Dana Rp98,9 triliun yang dikelola Kemendikbud Ristek di 2024, diprioritaskan untuk program-program perluasan wajib belajar dan bantuan pendidikan. Antara lain Program Indonesia Pintar (PIP) Pendidikan Dasar dan Menengah yang ditargetkan untuk 18.594.627 juta siswa.

Berikutnya program PIP Pendidikan Tinggi atau KIP Kuliah yang ditargetkan untuk 985.577 mahasiswa. Sementara Program Afirmasi Pendidikan Menengah ditargetkan untuk 3.943 siswa dan Program Afirmasi Pendidikan Tinggi untuk 9.276 mahasiswa.

Pemerintah juga mengalokasikan program Dana Alokasi Khusus (DAK) Fisik Bidang Pendidikan dalam upaya  peningkatan SDM dan pemerataan layanan pendidikan berkualitas, dan pemenuhan sarana prasarana pendidikan.

Pada Tahun Anggaran 2024 ini, DAK Fisik Bidang Pendidikan dialokasikan sebesar Rp15,29 triliun untuk pemenuhan sarana prasarana di 12.626 satuan pendidikan seluruh Indonesia, untuk jenjang PAUD, SD, SMP, SKB, SMA, SLB dan SMK.

Secara sederhana, alokasi anggaran pendidikan tersebut digunakan untuk membangun dan mengelola infrastruktur pendidikan, membayar gaji guru dan pendidik, memberikan beasiswa bagi siswa berprestasi, serta meningkatkan akses pendidikan bagi masyarakat kurang mampu.

Pajak juga mendukung program-program peningkatan kualitas pendidikan, seperti pelatihan guru, pengembangan kurikulum, dan penyediaan fasilitas belajar yang modern.

Pajak Untuk Kesehatan

Kontribusi nyata pajak di bidang kesehatan juga bisa dilihat dari komitmen pemerintah mengalokasikan anggaran yang mengalami kenaikan. Dari sebesar Rp172,5 triliun pada 2023 menjadi Rp187,5 triliun di tahun 2024.

Alokasi anggaran tahun 2024 tersebut, setara 5,6% dari total anggaran belanja negara. Meningkat 8,1% atau Rp13,9 triliun, dibandingkan dengan anggaran 2023.

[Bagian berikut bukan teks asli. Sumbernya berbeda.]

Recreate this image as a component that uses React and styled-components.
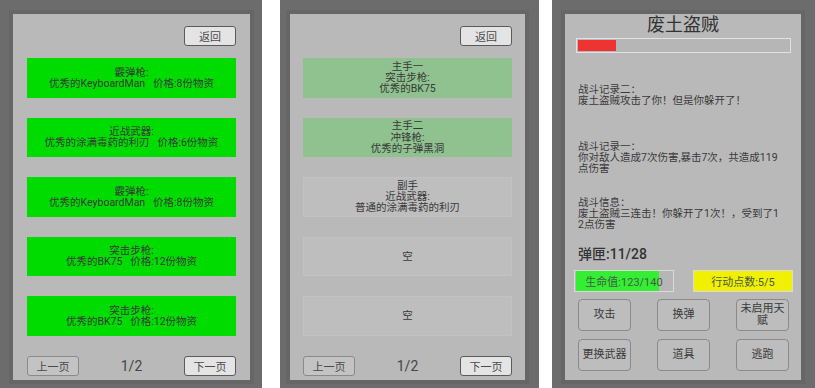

Anggaran itu tentu bagian dari upaya untuk menciptakan SDM yang sehat dan produktif. Diantaranya dialokasikan untuk mempercepat penurunan prevalensi stunting agar mencapai 14 persen di 2024 yang dilakukan melalui perluasan cakupan pencegahan untuk seluruh kabupaten dan kota di Indonesia.

Berikutnya, transformasi sistem kesehatan, penguatan teknologi kesehatan dan kemandirian farmasi dalam negeri. Meningkatkan akses dan kualitas layanan primer dan rujukan, serta menjamin tersedianya fasilitas layanan kesehatan yang andal dari hulu ke hilir.

Selain itu, alokasi juga untuk mengefektifkan atau penguatan program JKN melalui penajaman manfaat program, berdasarkan kebutuhan dasar kesehatan dan penyaluran bantuan iuran bagi PBI JKN.

Begitu pentingnya manfaat pajak di sektor pendidikan dan kesehatan, menegaskan setiap orang yang memenuhi syarat wajib bayar pajak harus patuh pajak.

Lantas cukupkah bersandar pada pertumbuhan penerimaan pajak yang semakin tinggi? Jelas tidak. Sesuai pesan Presiden Joko Widodo, setiap anggaran tersebut harus digunakan secara disiplin, teliti, dan tepat sasaran. Tidak kalah pentingnya adalah mengedepankan transparansi dan akuntabilitas.